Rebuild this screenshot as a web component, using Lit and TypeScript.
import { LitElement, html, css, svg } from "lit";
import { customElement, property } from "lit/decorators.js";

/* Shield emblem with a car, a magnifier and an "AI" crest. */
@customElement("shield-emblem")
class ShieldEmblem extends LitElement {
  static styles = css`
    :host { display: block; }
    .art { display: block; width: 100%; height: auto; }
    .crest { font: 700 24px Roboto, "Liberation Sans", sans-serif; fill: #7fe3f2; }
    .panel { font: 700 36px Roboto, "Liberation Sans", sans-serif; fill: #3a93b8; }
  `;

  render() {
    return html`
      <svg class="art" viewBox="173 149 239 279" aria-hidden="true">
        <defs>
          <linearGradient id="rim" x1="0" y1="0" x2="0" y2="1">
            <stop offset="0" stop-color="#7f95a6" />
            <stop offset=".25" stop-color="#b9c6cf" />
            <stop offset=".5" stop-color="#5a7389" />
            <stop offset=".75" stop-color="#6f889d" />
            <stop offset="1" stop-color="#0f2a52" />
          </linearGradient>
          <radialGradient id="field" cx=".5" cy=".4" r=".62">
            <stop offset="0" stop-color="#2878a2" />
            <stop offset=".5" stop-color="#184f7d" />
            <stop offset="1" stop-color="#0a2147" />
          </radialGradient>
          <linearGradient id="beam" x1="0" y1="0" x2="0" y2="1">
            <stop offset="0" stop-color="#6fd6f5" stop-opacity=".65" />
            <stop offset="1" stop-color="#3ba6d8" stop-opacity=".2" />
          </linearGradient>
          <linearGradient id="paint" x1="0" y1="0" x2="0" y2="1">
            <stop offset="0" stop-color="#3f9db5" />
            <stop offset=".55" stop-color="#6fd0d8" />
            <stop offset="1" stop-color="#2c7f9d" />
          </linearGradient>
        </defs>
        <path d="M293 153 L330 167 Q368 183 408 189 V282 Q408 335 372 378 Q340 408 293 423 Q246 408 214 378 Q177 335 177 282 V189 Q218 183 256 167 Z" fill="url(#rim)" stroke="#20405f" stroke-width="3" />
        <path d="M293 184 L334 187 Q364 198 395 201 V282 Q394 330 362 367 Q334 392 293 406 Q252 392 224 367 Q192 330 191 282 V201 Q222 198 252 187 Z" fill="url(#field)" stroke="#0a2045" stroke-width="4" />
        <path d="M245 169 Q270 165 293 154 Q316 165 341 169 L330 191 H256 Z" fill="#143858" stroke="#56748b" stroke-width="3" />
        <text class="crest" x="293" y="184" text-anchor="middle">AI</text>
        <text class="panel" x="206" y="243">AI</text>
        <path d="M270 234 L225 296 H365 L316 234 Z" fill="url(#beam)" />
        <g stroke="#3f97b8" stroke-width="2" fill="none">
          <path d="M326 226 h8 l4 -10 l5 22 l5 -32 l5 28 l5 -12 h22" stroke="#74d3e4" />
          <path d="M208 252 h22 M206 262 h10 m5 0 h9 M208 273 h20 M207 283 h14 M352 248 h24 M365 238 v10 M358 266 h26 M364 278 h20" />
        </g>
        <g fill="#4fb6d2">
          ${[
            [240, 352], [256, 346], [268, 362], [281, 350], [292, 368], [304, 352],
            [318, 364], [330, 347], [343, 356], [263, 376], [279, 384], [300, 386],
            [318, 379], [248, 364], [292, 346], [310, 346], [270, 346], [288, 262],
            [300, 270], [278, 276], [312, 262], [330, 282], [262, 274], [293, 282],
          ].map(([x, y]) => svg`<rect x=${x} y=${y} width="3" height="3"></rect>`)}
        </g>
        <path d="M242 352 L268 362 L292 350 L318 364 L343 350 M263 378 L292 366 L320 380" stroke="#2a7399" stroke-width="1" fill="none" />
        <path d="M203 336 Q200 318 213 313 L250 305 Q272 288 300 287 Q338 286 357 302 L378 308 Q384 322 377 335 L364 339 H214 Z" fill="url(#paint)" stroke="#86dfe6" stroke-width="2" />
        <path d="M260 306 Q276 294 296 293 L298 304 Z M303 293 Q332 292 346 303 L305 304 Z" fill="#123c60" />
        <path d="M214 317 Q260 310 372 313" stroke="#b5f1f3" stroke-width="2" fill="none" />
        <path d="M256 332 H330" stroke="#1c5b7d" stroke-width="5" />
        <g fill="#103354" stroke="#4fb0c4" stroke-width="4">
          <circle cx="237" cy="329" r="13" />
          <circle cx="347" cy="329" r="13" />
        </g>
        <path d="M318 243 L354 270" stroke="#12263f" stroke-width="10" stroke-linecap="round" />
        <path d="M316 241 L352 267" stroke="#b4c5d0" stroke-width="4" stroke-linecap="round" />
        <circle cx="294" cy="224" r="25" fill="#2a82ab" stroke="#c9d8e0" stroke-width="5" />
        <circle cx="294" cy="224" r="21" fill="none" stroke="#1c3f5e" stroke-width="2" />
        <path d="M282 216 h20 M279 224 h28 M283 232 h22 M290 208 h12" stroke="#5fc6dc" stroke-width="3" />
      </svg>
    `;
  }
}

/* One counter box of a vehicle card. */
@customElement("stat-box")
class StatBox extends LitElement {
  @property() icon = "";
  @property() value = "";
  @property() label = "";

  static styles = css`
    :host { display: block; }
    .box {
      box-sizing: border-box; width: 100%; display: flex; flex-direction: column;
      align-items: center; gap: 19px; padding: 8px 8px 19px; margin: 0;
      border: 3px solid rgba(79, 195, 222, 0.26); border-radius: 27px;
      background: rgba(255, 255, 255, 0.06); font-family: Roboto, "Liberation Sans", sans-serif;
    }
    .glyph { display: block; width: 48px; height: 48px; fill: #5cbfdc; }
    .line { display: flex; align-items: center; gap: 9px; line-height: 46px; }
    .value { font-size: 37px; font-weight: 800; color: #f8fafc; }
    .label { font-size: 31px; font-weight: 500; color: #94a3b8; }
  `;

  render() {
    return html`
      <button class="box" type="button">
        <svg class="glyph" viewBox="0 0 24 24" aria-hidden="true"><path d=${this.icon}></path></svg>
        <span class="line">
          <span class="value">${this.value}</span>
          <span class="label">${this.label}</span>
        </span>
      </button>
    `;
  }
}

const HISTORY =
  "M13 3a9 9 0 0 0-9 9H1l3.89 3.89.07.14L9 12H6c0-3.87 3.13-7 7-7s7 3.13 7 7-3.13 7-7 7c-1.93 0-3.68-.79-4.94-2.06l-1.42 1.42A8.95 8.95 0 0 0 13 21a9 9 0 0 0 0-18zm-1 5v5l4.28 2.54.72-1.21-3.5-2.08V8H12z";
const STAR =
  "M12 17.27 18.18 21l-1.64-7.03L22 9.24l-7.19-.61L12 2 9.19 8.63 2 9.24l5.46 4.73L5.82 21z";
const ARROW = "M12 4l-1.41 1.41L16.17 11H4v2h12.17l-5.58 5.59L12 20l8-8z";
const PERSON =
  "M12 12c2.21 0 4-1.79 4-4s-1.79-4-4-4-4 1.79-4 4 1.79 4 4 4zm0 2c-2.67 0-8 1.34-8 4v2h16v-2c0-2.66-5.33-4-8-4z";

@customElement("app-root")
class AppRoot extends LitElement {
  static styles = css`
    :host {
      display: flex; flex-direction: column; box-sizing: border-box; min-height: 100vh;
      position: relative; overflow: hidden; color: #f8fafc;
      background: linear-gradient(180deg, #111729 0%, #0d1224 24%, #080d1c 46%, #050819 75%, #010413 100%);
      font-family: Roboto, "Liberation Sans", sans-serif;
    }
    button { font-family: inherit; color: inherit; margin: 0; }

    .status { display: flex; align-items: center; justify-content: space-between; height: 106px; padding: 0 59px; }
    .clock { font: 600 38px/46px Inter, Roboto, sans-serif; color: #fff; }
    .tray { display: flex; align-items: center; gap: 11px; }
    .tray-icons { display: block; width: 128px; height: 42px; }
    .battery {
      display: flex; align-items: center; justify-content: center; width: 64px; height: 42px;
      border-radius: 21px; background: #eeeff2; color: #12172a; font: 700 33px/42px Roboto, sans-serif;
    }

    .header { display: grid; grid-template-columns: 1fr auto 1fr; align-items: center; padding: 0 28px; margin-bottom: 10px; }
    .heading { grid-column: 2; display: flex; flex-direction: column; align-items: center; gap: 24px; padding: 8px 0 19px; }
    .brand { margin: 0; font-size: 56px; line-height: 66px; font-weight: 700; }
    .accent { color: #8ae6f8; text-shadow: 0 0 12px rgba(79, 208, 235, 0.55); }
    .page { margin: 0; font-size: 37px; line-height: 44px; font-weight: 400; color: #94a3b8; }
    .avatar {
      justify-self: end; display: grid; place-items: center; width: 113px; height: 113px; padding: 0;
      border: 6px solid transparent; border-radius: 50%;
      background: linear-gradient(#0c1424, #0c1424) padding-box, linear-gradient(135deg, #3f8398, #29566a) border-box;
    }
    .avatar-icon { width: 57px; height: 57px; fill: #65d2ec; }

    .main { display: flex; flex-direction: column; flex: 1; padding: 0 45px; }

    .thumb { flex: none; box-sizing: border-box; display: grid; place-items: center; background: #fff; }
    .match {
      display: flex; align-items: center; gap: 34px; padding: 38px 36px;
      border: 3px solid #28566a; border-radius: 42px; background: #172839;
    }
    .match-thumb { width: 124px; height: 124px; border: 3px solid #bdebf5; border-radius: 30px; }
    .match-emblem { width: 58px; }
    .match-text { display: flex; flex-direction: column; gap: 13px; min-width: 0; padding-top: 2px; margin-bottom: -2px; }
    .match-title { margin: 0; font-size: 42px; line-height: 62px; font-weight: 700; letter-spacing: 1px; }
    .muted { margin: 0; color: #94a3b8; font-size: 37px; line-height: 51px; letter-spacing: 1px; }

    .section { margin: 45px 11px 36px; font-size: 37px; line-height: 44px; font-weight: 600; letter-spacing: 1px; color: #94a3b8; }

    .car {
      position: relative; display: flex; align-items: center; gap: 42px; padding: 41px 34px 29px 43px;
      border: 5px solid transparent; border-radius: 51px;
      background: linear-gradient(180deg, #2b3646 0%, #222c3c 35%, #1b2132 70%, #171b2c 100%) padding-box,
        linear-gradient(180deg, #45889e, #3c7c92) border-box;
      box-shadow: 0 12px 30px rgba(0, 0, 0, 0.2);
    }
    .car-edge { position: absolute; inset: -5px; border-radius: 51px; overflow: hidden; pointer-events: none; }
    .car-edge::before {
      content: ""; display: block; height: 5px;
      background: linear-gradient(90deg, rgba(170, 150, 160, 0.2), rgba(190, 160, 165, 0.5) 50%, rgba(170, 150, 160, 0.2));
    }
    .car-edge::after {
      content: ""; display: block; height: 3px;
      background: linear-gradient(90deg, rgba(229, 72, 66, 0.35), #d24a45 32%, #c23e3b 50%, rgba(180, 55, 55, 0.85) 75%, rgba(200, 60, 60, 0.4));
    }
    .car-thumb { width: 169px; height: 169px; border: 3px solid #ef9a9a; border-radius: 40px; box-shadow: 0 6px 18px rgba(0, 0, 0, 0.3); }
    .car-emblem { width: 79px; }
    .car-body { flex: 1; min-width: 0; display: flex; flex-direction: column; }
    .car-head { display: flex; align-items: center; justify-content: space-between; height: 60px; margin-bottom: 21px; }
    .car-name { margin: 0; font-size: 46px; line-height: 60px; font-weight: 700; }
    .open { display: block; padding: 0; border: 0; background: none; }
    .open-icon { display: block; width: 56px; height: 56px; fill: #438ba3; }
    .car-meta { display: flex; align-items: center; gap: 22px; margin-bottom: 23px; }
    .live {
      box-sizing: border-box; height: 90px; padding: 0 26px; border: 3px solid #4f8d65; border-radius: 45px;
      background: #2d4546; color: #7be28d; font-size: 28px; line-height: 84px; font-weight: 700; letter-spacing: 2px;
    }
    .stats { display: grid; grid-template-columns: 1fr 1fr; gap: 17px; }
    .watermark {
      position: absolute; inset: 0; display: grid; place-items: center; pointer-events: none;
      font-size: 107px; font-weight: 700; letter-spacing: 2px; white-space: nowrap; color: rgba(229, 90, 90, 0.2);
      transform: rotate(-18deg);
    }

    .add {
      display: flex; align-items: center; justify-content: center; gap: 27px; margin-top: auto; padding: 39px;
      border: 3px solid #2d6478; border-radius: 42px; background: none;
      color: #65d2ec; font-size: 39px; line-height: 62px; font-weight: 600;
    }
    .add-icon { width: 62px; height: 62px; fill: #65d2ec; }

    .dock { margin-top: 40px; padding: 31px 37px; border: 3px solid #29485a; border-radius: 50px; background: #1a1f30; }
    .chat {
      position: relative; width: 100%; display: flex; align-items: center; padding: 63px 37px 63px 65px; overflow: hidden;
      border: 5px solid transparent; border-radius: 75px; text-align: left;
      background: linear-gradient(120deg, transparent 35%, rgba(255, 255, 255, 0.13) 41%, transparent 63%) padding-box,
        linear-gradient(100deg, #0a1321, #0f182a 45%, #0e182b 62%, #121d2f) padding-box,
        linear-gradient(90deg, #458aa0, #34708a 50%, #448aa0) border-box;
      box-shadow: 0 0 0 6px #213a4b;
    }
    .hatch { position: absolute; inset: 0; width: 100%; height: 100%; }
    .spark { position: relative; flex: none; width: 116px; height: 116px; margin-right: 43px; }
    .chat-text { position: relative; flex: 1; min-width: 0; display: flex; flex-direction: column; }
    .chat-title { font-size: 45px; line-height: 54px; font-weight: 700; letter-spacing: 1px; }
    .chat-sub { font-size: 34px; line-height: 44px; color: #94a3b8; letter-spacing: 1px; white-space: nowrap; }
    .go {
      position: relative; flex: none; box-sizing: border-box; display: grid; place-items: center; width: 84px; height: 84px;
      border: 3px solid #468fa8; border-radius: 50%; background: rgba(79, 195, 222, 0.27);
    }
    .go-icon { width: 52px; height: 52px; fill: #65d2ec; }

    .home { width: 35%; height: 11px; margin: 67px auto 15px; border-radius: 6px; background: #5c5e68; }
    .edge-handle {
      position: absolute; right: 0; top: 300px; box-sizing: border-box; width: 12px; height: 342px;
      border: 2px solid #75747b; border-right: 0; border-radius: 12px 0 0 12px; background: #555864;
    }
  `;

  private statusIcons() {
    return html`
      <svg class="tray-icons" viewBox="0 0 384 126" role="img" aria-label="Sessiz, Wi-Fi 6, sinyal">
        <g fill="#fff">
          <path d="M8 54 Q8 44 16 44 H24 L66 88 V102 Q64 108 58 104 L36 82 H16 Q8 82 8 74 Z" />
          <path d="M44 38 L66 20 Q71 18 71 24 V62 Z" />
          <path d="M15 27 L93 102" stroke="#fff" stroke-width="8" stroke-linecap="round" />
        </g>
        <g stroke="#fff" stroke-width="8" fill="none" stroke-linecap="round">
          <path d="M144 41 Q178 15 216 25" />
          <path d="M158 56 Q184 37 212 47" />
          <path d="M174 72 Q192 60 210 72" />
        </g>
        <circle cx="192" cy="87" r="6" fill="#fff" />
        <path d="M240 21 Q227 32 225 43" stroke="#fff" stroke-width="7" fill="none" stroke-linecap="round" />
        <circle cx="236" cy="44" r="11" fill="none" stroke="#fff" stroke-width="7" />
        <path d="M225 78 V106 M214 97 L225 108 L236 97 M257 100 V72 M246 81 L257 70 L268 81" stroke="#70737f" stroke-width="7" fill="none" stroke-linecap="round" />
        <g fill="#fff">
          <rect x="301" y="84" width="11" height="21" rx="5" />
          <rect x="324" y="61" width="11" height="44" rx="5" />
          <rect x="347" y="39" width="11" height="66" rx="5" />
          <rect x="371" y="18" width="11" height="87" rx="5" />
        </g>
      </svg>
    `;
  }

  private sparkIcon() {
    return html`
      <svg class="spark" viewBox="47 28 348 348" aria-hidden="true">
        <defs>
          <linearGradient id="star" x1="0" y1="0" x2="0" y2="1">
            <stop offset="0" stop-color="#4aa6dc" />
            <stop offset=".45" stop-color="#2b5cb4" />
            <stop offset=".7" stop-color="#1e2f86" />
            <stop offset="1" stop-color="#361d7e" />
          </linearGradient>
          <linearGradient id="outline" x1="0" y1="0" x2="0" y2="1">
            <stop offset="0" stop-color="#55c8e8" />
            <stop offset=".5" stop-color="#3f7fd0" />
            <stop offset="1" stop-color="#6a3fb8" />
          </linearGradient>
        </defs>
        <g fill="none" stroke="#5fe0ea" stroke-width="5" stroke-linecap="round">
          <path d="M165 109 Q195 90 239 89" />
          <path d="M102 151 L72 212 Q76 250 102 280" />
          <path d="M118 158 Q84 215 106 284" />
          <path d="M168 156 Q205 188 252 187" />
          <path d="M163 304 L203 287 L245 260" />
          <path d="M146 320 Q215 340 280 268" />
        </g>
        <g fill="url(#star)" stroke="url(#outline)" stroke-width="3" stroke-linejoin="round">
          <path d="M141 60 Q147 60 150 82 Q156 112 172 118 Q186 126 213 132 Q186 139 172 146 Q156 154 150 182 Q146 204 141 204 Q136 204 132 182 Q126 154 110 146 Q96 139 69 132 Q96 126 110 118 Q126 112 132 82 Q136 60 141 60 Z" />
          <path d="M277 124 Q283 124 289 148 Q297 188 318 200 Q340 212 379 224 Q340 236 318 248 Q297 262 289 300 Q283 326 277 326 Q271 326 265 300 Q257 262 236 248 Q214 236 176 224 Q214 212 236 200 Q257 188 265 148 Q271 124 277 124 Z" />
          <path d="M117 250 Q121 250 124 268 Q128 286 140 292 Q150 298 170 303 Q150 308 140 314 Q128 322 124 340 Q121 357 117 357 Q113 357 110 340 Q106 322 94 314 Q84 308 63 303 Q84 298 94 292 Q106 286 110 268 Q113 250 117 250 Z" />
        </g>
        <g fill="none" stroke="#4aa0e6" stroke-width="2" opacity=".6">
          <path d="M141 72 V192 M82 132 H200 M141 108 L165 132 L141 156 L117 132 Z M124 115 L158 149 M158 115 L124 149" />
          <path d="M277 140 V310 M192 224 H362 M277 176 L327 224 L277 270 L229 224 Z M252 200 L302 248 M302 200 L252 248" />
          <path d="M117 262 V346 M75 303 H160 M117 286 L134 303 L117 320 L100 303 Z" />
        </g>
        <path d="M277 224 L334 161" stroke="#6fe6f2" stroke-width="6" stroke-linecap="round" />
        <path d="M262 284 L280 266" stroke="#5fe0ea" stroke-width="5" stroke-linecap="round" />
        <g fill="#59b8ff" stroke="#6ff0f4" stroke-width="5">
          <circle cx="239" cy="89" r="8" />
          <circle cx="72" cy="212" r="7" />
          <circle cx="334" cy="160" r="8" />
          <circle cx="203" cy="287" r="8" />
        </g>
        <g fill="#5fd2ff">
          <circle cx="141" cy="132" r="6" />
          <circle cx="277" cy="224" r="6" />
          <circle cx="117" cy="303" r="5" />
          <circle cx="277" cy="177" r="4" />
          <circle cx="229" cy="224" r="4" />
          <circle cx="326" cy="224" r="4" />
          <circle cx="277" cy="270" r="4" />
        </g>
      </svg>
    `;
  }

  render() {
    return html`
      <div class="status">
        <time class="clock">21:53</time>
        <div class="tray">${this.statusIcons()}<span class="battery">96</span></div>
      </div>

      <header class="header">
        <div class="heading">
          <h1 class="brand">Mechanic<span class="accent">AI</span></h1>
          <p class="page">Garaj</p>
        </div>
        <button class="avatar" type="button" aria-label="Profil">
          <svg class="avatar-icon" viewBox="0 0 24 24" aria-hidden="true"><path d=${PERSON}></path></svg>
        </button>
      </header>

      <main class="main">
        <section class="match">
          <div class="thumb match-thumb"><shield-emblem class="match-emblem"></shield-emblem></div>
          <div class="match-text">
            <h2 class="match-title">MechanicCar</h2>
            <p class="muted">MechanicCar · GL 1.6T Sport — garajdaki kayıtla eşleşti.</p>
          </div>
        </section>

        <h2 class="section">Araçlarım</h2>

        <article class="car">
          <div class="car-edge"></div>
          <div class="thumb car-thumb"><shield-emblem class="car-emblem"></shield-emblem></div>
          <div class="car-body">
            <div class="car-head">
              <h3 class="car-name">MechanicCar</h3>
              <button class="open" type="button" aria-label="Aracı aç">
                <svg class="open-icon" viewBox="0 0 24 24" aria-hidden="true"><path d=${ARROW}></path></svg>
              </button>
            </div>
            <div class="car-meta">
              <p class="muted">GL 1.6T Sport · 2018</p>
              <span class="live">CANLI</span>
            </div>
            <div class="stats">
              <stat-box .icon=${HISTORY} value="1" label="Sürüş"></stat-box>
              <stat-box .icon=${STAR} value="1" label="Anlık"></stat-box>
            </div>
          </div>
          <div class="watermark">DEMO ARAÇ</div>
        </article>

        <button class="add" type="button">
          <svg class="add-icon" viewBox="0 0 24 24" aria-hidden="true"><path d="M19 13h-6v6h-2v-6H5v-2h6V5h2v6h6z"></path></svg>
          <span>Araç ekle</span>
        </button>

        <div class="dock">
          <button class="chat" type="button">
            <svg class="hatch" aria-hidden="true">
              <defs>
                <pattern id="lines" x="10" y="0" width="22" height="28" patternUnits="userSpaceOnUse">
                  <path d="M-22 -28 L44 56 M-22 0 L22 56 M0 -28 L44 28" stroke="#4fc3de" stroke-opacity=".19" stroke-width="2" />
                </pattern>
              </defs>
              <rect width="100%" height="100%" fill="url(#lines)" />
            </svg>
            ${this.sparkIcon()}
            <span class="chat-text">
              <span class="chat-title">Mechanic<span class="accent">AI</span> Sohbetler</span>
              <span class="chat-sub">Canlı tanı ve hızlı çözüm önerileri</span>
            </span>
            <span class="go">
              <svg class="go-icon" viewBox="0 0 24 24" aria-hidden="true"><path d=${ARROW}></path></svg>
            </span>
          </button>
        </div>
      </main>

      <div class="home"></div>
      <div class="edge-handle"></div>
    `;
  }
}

□ □ □ □ □ □ □

STATED GOAL: Write out every line of the listing that holds the word "this".

SOLVED EXERCISE:
Rebuild this screenshot as a web component, using Lit and TypeScript.
        <svg class="glyph" viewBox="0 0 24 24" aria-hidden="true"><path d=${this.icon}></path></svg>
          <span class="value">${this.value}</span>
          <span class="label">${this.label}</span>
        <div class="tray">${this.statusIcons()}<span class="battery">96</span></div>
            ${this.sparkIcon()}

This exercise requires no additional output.